Written request:
Exactly the lines from the one containing "Emit a component" through the one containing "params[i] ?? null);" are to be returned, please, without any pictures.

** start Supplied data **

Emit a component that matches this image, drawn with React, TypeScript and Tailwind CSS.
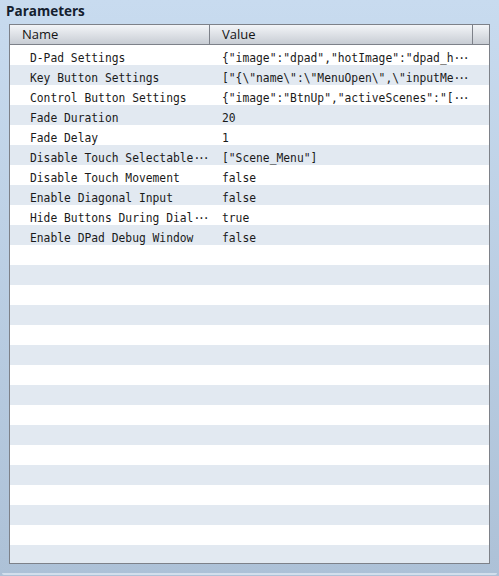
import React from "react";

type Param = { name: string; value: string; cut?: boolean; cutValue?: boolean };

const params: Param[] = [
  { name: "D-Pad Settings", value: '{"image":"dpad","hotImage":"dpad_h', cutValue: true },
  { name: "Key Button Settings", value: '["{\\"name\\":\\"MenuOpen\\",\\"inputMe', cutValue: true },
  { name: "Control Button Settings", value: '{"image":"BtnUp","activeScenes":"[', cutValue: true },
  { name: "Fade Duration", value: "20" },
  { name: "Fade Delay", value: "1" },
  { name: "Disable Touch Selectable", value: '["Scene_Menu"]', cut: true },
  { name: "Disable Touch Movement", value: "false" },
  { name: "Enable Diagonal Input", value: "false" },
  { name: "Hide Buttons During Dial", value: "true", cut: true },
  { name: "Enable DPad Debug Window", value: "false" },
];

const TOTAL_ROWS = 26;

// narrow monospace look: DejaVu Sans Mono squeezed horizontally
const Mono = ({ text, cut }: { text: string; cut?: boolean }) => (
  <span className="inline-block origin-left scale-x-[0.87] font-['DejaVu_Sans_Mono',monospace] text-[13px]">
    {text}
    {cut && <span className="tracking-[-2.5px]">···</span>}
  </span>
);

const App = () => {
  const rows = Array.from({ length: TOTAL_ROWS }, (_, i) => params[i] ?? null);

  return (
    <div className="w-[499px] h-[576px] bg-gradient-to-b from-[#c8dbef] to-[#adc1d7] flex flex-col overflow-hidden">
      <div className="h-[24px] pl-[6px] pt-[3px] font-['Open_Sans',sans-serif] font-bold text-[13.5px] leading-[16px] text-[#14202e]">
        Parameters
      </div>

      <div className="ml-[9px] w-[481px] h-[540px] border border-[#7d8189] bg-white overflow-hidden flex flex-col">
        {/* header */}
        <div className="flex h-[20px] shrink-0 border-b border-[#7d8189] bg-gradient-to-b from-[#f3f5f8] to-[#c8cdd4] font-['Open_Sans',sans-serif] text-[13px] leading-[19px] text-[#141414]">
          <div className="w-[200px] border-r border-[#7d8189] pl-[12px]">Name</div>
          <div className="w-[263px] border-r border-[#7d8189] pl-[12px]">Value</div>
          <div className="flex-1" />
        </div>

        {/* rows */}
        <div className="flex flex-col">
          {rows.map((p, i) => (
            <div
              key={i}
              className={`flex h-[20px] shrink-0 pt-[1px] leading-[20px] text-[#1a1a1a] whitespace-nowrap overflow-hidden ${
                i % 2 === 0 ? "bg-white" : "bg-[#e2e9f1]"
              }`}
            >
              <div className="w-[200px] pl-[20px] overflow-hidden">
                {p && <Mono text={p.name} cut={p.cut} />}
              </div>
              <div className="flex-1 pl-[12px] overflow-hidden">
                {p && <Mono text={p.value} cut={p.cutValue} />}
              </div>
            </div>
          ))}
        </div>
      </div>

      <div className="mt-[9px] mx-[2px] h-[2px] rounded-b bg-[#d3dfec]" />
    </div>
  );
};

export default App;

** end Supplied data **
** start Supplied data **

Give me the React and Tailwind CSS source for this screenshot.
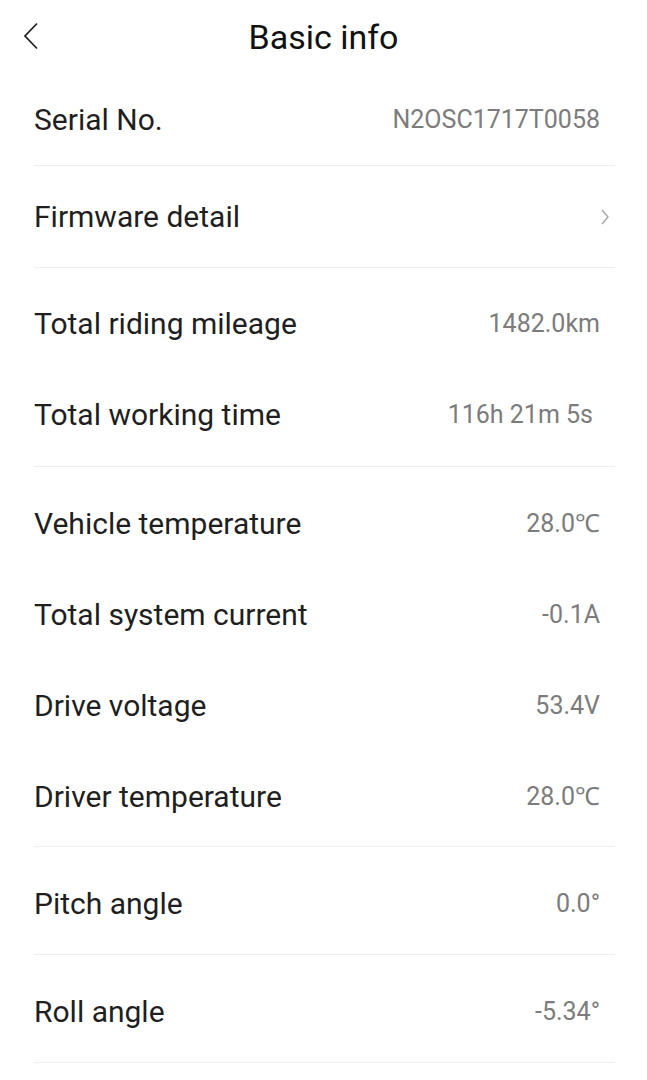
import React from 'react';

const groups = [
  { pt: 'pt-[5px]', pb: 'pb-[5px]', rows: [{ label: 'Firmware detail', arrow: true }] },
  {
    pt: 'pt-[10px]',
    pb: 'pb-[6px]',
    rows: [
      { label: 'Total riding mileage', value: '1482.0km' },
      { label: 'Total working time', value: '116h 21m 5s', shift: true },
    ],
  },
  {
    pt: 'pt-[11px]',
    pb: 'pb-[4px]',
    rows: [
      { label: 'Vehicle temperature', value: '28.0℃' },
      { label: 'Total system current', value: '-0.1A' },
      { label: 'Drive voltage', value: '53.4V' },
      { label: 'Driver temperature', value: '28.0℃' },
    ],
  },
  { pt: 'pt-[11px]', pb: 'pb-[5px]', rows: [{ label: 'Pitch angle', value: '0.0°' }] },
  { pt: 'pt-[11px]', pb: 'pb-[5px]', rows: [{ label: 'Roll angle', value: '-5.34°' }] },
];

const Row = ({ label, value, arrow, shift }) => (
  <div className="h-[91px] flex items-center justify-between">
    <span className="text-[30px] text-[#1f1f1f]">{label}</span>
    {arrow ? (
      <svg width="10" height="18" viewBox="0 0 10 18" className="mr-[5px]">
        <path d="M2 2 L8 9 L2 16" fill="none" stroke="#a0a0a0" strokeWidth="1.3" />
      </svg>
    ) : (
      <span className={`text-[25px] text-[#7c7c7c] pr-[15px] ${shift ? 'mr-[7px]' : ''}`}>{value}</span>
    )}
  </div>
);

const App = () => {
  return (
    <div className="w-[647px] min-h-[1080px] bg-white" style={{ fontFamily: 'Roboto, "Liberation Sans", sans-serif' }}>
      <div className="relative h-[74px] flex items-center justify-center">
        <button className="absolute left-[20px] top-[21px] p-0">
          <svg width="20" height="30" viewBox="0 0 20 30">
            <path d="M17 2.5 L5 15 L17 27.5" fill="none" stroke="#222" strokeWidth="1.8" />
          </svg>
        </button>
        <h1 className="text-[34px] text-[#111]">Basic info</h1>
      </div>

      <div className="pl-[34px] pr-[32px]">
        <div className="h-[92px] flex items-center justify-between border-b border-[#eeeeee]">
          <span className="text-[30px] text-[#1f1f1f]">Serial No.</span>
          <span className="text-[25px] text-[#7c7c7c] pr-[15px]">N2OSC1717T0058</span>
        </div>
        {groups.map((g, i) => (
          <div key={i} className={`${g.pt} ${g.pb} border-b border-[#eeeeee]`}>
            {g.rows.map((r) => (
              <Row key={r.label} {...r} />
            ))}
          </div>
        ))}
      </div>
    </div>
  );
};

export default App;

** end Supplied data **
** start Supplied data **

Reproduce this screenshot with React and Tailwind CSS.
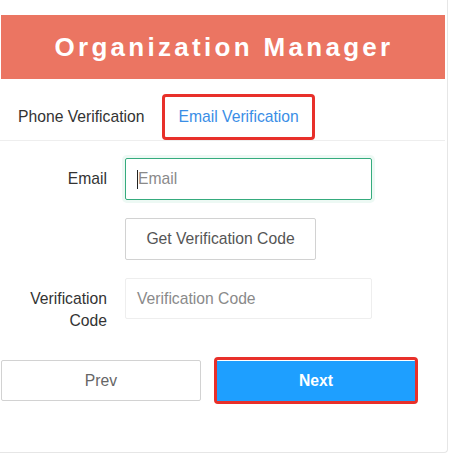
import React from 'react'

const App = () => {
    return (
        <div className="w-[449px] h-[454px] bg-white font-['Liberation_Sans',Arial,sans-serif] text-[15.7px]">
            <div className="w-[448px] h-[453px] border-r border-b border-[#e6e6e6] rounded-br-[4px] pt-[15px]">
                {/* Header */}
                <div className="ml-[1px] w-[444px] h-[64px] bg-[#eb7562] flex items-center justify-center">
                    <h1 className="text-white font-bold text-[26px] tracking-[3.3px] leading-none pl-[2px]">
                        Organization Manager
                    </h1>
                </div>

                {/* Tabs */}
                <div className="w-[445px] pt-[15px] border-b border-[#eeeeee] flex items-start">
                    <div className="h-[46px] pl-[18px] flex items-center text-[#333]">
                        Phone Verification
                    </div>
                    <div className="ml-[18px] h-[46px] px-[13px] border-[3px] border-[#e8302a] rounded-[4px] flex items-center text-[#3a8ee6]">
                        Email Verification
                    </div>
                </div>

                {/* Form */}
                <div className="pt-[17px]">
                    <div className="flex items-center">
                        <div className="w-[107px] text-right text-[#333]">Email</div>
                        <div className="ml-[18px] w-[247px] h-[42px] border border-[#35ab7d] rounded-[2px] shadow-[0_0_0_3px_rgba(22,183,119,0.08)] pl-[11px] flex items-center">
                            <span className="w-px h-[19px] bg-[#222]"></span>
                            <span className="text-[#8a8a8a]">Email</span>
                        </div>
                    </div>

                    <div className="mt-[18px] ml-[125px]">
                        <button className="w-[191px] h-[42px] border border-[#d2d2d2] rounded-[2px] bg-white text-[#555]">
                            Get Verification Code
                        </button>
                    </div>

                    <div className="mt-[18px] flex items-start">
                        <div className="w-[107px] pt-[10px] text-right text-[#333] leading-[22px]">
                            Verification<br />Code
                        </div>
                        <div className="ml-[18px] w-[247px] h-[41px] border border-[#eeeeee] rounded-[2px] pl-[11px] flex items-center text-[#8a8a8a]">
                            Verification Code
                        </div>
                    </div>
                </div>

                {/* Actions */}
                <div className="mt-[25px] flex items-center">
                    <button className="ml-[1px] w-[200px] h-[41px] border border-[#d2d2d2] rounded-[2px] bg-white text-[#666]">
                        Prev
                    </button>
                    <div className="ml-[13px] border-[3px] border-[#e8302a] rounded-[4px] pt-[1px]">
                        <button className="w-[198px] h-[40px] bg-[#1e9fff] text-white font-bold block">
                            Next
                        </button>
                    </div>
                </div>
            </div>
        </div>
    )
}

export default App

** end Supplied data **

Answer for the task:
Emit a component that matches this image, drawn with React, TypeScript and Tailwind CSS.
import React from "react";

type Param = { name: string; value: string; cut?: boolean; cutValue?: boolean };

const params: Param[] = [
  { name: "D-Pad Settings", value: '{"image":"dpad","hotImage":"dpad_h', cutValue: true },
  { name: "Key Button Settings", value: '["{\\"name\\":\\"MenuOpen\\",\\"inputMe', cutValue: true },
  { name: "Control Button Settings", value: '{"image":"BtnUp","activeScenes":"[', cutValue: true },
  { name: "Fade Duration", value: "20" },
  { name: "Fade Delay", value: "1" },
  { name: "Disable Touch Selectable", value: '["Scene_Menu"]', cut: true },
  { name: "Disable Touch Movement", value: "false" },
  { name: "Enable Diagonal Input", value: "false" },
  { name: "Hide Buttons During Dial", value: "true", cut: true },
  { name: "Enable DPad Debug Window", value: "false" },
];

const TOTAL_ROWS = 26;

// narrow monospace look: DejaVu Sans Mono squeezed horizontally
const Mono = ({ text, cut }: { text: string; cut?: boolean }) => (
  <span className="inline-block origin-left scale-x-[0.87] font-['DejaVu_Sans_Mono',monospace] text-[13px]">
    {text}
    {cut && <span className="tracking-[-2.5px]">···</span>}
  </span>
);

const App = () => {
  const rows = Array.from({ length: TOTAL_ROWS }, (_, i) => params[i] ?? null);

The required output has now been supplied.